● **Stated exercise**:
Set down each line of the material that follows, exactly, with no pictures.
[start]
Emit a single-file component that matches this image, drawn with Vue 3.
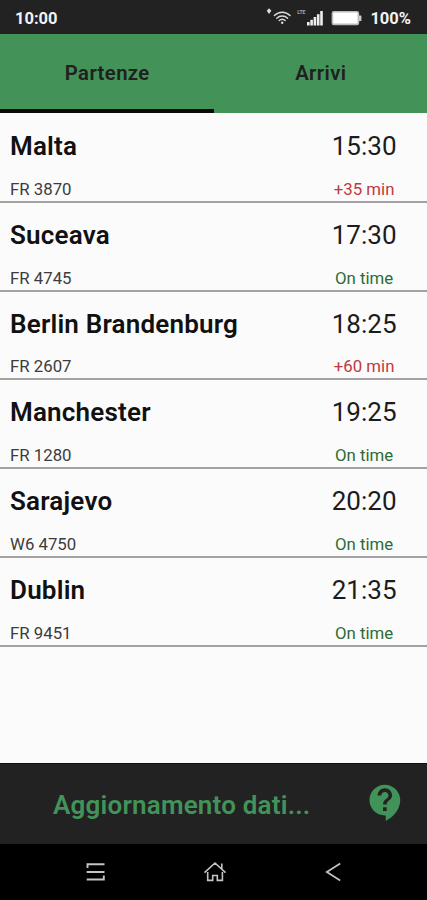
<template>
  <div class="screen">
    <header class="status">
      <span class="status__time">10:00</span>
      <div class="status__icons">
        <svg width="26" height="20" viewBox="0 0 26 20" fill="none">
          <path d="M3 0.3L5.4 2.8 3 6 0.8 2.8z" fill="#ddd" />
          <g stroke="#ddd" stroke-width="1.4" stroke-linecap="round">
            <path d="M8.4 7.5C12.8 3.1 19.6 3.1 24 7.5" />
            <path d="M10.8 10.2C13.8 7.3 18.6 7.3 21.6 10.2" />
            <path d="M13.2 12.6C14.9 11 17.5 11 19.2 12.6" />
          </g>
          <circle cx="16.2" cy="14.8" r="1.2" fill="#ddd" />
        </svg>
        <span class="status__lte">LTE</span>
        <svg class="status__signal" width="16" height="16" viewBox="0 0 16 16" fill="#eee">
          <rect x="0" y="12" width="2.6" height="3.5" />
          <rect x="3.3" y="9.8" width="2.6" height="5.7" />
          <rect x="6.6" y="7" width="2.6" height="8.5" />
          <rect x="9.9" y="4.2" width="2.6" height="11.3" />
          <rect x="13.2" y="1" width="2.6" height="14.5" />
        </svg>
        <svg class="status__battery" width="31" height="15" viewBox="0 0 31 15">
          <rect x="1.4" y="0.8" width="26" height="12.6" rx="1.5" fill="#fff" stroke="#bbb" stroke-width="1.6" />
          <rect x="28" y="4.5" width="2.4" height="5.6" rx="0.6" fill="#ccc" />
        </svg>
        <span class="status__percent">100%</span>
      </div>
    </header>

    <nav class="tabs">
      <button
        v-for="(tab, i) in tabs"
        :key="tab"
        class="tabs__item"
        :class="{ active: current === i }"
        @click="current = i"
      >{{ tab }}</button>
    </nav>

    <main class="list">
      <div v-for="flight in flights" :key="flight.code" class="flight">
        <div class="flight__info">
          <span class="flight__city">{{ flight.city }}</span>
          <span class="flight__code">{{ flight.code }}</span>
        </div>
        <div class="flight__when">
          <span class="flight__time">{{ flight.time }}</span>
          <span class="flight__status" :class="{ late: flight.delay }">
            {{ flight.delay ? `+${flight.delay} min` : 'On time' }}
          </span>
        </div>
      </div>
    </main>

    <footer class="bottom">
      <span class="bottom__text">Aggiornamento dati...</span>
      <svg class="bottom__help" width="43.5" height="43.5" viewBox="0 0 24 24" fill="#429359">
        <path d="M11.5 2C6.81 2 3 5.81 3 10.5S6.81 19 11.5 19h.5v3c4.86-2.34 8-7 8-11.5C20 5.81 16.19 2 11.5 2zm1 14.5h-2v-2h2v2zm0-3.5h-2c0-3.25 3-3 3-5 0-1.1-.9-2-2-2s-2 .9-2 2h-2c0-2.21 1.79-4 4-4s4 1.79 4 4c0 2.5-3 2.75-3 5z" />
      </svg>
    </footer>

    <div class="system">
      <svg width="24" height="24" viewBox="0 0 24 24" fill="none" stroke="#c4c4c4" stroke-width="1.9">
        <path d="M20.5 4.2H3.5V8M2.7 12H20.5M2.7 19.5H19.8V15.5" />
      </svg>
      <svg width="24" height="24" viewBox="0 0 24 24" fill="none" stroke="#c4c4c4" stroke-width="1.6">
        <path d="M1.5 12.6L12 3 22.5 12.6M4.7 12V20.4H9.7V15.5H14.3V20.4H19.4V12M18.8 3.5V9" />
      </svg>
      <svg width="24" height="24" viewBox="0 0 24 24" fill="none" stroke="#c4c4c4" stroke-width="1.7">
        <path d="M19.2 3.5L5.8 12 19.2 20.5" />
      </svg>
    </div>
  </div>
</template>

<script setup>
import { ref } from 'vue';

const tabs = ['Partenze', 'Arrivi'];
const current = ref(0);

const flights = [
  { city: 'Malta', code: 'FR 3870', time: '15:30', delay: 35 },
  { city: 'Suceava', code: 'FR 4745', time: '17:30', delay: 0 },
  { city: 'Berlin Brandenburg', code: 'FR 2607', time: '18:25', delay: 60 },
  { city: 'Manchester', code: 'FR 1280', time: '19:25', delay: 0 },
  { city: 'Sarajevo', code: 'W6 4750', time: '20:20', delay: 0 },
  { city: 'Dublin', code: 'FR 9451', time: '21:35', delay: 0 },
];
</script>

<style>
body {
  margin: 0;
}
</style>

<style scoped>
.screen {
  display: flex;
  flex-direction: column;
  width: 100%;
  height: 100vh;
  background: #fbfbfb;
  font-family: Roboto, sans-serif;
  overflow: hidden;
}

.status {
  display: flex;
  flex: none;
  justify-content: space-between;
  align-items: center;
  box-sizing: border-box;
  height: 34px;
  padding: 2px 16px 0 15px;
  background: #222;
  color: #f2f2f2;
  font-size: 16.5px;
  font-weight: 700;
}

.status__icons {
  display: flex;
  align-items: center;
}

.status__lte {
  align-self: flex-start;
  margin: 0 1px 0 5px;
  color: #aaa;
  font-size: 5px;
  line-height: 9px;
}

.status__signal {
  margin-left: 1px;
}

.status__battery {
  margin: 0 8px 0 8px;
}

.tabs {
  display: flex;
  flex: none;
  height: 79px;
  background: #439359;
}

.tabs__item {
  flex: 1;
  padding: 2px 0 0 1px;
  border: 0;
  border-bottom: 4px solid transparent;
  background: none;
  color: #202020;
  font-family: inherit;
  font-size: 20.3px;
  font-weight: 600;
  letter-spacing: 0.4px;
  cursor: pointer;
}

.tabs__item.active {
  border-bottom-color: #0b0b0b;
}

.list {
  flex: 1;
  padding-top: 1px;
}

.flight {
  display: flex;
  justify-content: space-between;
  box-sizing: border-box;
  height: 88.8px;
  padding: 14px 30.5px 0 10px;
  border-bottom: 2px solid #a3a3a3;
}

.flight__info,
.flight__when {
  display: flex;
  flex-direction: column;
}

.flight__when {
  align-items: center;
}

.flight__city {
  color: #111;
  font-size: 26px;
  font-weight: 600;
  line-height: 36px;
  letter-spacing: 0.2px;
}

.flight__time {
  color: #1c1c1c;
  font-size: 26px;
  line-height: 36px;
}

.flight__code,
.flight__status {
  margin-top: 14.8px;
  color: #3c3c3c;
  font-size: 16.8px;
  line-height: 20px;
}

.flight__status {
  color: #2d6b35;
}

.flight__status.late {
  color: #bd3a40;
}

.bottom {
  display: flex;
  flex: none;
  align-items: center;
  box-sizing: border-box;
  height: 81px;
  padding-right: 20px;
  border-top: 1px solid #111;
  background: #222;
}

.bottom__text {
  flex: 1;
  padding-top: 1px;
  color: #429359;
  font-size: 26px;
  font-weight: 600;
  letter-spacing: 0.2px;
  text-align: center;
}

.bottom__help {
  flex: none;
  margin-bottom: 2px;
}

.system {
  display: flex;
  flex: none;
  justify-content: space-between;
  align-items: center;
  box-sizing: border-box;
  height: 56px;
  padding: 0 82px 0 84px;
  background: #000;
}
</style>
[end]
● **Expected answer**:
Emit a single-file component that matches this image, drawn with Vue 3.
<template>
  <div class="screen">
    <header class="status">
      <span class="status__time">10:00</span>
      <div class="status__icons">
        <svg width="26" height="20" viewBox="0 0 26 20" fill="none">
          <path d="M3 0.3L5.4 2.8 3 6 0.8 2.8z" fill="#ddd" />
          <g stroke="#ddd" stroke-width="1.4" stroke-linecap="round">
            <path d="M8.4 7.5C12.8 3.1 19.6 3.1 24 7.5" />
            <path d="M10.8 10.2C13.8 7.3 18.6 7.3 21.6 10.2" />
            <path d="M13.2 12.6C14.9 11 17.5 11 19.2 12.6" />
          </g>
          <circle cx="16.2" cy="14.8" r="1.2" fill="#ddd" />
        </svg>
        <span class="status__lte">LTE</span>
        <svg class="status__signal" width="16" height="16" viewBox="0 0 16 16" fill="#eee">
          <rect x="0" y="12" width="2.6" height="3.5" />
          <rect x="3.3" y="9.8" width="2.6" height="5.7" />
          <rect x="6.6" y="7" width="2.6" height="8.5" />
          <rect x="9.9" y="4.2" width="2.6" height="11.3" />
          <rect x="13.2" y="1" width="2.6" height="14.5" />
        </svg>
        <svg class="status__battery" width="31" height="15" viewBox="0 0 31 15">
          <rect x="1.4" y="0.8" width="26" height="12.6" rx="1.5" fill="#fff" stroke="#bbb" stroke-width="1.6" />
          <rect x="28" y="4.5" width="2.4" height="5.6" rx="0.6" fill="#ccc" />
        </svg>
        <span class="status__percent">100%</span>
      </div>
    </header>

    <nav class="tabs">
      <button
        v-for="(tab, i) in tabs"
        :key="tab"
        class="tabs__item"
        :class="{ active: current === i }"
        @click="current = i"
      >{{ tab }}</button>
    </nav>

    <main class="list">
      <div v-for="flight in flights" :key="flight.code" class="flight">
        <div class="flight__info">
          <span class="flight__city">{{ flight.city }}</span>
          <span class="flight__code">{{ flight.code }}</span>
        </div>
        <div class="flight__when">
          <span class="flight__time">{{ flight.time }}</span>
          <span class="flight__status" :class="{ late: flight.delay }">
            {{ flight.delay ? `+${flight.delay} min` : 'On time' }}
          </span>
        </div>
      </div>
    </main>

    <footer class="bottom">
      <span class="bottom__text">Aggiornamento dati...</span>
      <svg class="bottom__help" width="43.5" height="43.5" viewBox="0 0 24 24" fill="#429359">
        <path d="M11.5 2C6.81 2 3 5.81 3 10.5S6.81 19 11.5 19h.5v3c4.86-2.34 8-7 8-11.5C20 5.81 16.19 2 11.5 2zm1 14.5h-2v-2h2v2zm0-3.5h-2c0-3.25 3-3 3-5 0-1.1-.9-2-2-2s-2 .9-2 2h-2c0-2.21 1.79-4 4-4s4 1.79 4 4c0 2.5-3 2.75-3 5z" />
      </svg>
    </footer>

    <div class="system">
      <svg width="24" height="24" viewBox="0 0 24 24" fill="none" stroke="#c4c4c4" stroke-width="1.9">
        <path d="M20.5 4.2H3.5V8M2.7 12H20.5M2.7 19.5H19.8V15.5" />
      </svg>
      <svg width="24" height="24" viewBox="0 0 24 24" fill="none" stroke="#c4c4c4" stroke-width="1.6">
        <path d="M1.5 12.6L12 3 22.5 12.6M4.7 12V20.4H9.7V15.5H14.3V20.4H19.4V12M18.8 3.5V9" />
      </svg>
      <svg width="24" height="24" viewBox="0 0 24 24" fill="none" stroke="#c4c4c4" stroke-width="1.7">
        <path d="M19.2 3.5L5.8 12 19.2 20.5" />
      </svg>
    </div>
  </div>
</template>

<script setup>
import { ref } from 'vue';

const tabs = ['Partenze', 'Arrivi'];
const current = ref(0);

const flights = [
  { city: 'Malta', code: 'FR 3870', time: '15:30', delay: 35 },
  { city: 'Suceava', code: 'FR 4745', time: '17:30', delay: 0 },
  { city: 'Berlin Brandenburg', code: 'FR 2607', time: '18:25', delay: 60 },
  { city: 'Manchester', code: 'FR 1280', time: '19:25', delay: 0 },
  { city: 'Sarajevo', code: 'W6 4750', time: '20:20', delay: 0 },
  { city: 'Dublin', code: 'FR 9451', time: '21:35', delay: 0 },
];
</script>

<style>
body {
  margin: 0;
}
</style>

<style scoped>
.screen {
  display: flex;
  flex-direction: column;
  width: 100%;
  height: 100vh;
  background: #fbfbfb;
  font-family: Roboto, sans-serif;
  overflow: hidden;
}

.status {
  display: flex;
  flex: none;
  justify-content: space-between;
  align-items: center;
  box-sizing: border-box;
  height: 34px;
  padding: 2px 16px 0 15px;
  background: #222;
  color: #f2f2f2;
  font-size: 16.5px;
  font-weight: 700;
}

.status__icons {
  display: flex;
  align-items: center;
}

.status__lte {
  align-self: flex-start;
  margin: 0 1px 0 5px;
  color: #aaa;
  font-size: 5px;
  line-height: 9px;
}

.status__signal {
  margin-left: 1px;
}

.status__battery {
  margin: 0 8px 0 8px;
}

.tabs {
  display: flex;
  flex: none;
  height: 79px;
  background: #439359;
}

.tabs__item {
  flex: 1;
  padding: 2px 0 0 1px;
  border: 0;
  border-bottom: 4px solid transparent;
  background: none;
  color: #202020;
  font-family: inherit;
  font-size: 20.3px;
  font-weight: 600;
  letter-spacing: 0.4px;
  cursor: pointer;
}

.tabs__item.active {
  border-bottom-color: #0b0b0b;
}

.list {
  flex: 1;
  padding-top: 1px;
}

.flight {
  display: flex;
  justify-content: space-between;
  box-sizing: border-box;
  height: 88.8px;
  padding: 14px 30.5px 0 10px;
  border-bottom: 2px solid #a3a3a3;
}

.flight__info,
.flight__when {
  display: flex;
  flex-direction: column;
}

.flight__when {
  align-items: center;
}

.flight__city {
  color: #111;
  font-size: 26px;
  font-weight: 600;
  line-height: 36px;
  letter-spacing: 0.2px;
}

.flight__time {
  color: #1c1c1c;
  font-size: 26px;
  line-height: 36px;
}

.flight__code,
.flight__status {
  margin-top: 14.8px;
  color: #3c3c3c;
  font-size: 16.8px;
  line-height: 20px;
}

.flight__status {
  color: #2d6b35;
}

.flight__status.late {
  color: #bd3a40;
}

.bottom {
  display: flex;
  flex: none;
  align-items: center;
  box-sizing: border-box;
  height: 81px;
  padding-right: 20px;
  border-top: 1px solid #111;
  background: #222;
}

.bottom__text {
  flex: 1;
  padding-top: 1px;
  color: #429359;
  font-size: 26px;
  font-weight: 600;
  letter-spacing: 0.2px;
  text-align: center;
}

.bottom__help {
  flex: none;
  margin-bottom: 2px;
}

.system {
  display: flex;
  flex: none;
  justify-content: space-between;
  align-items: center;
  box-sizing: border-box;
  height: 56px;
  padding: 0 82px 0 84px;
  background: #000;
}
</style>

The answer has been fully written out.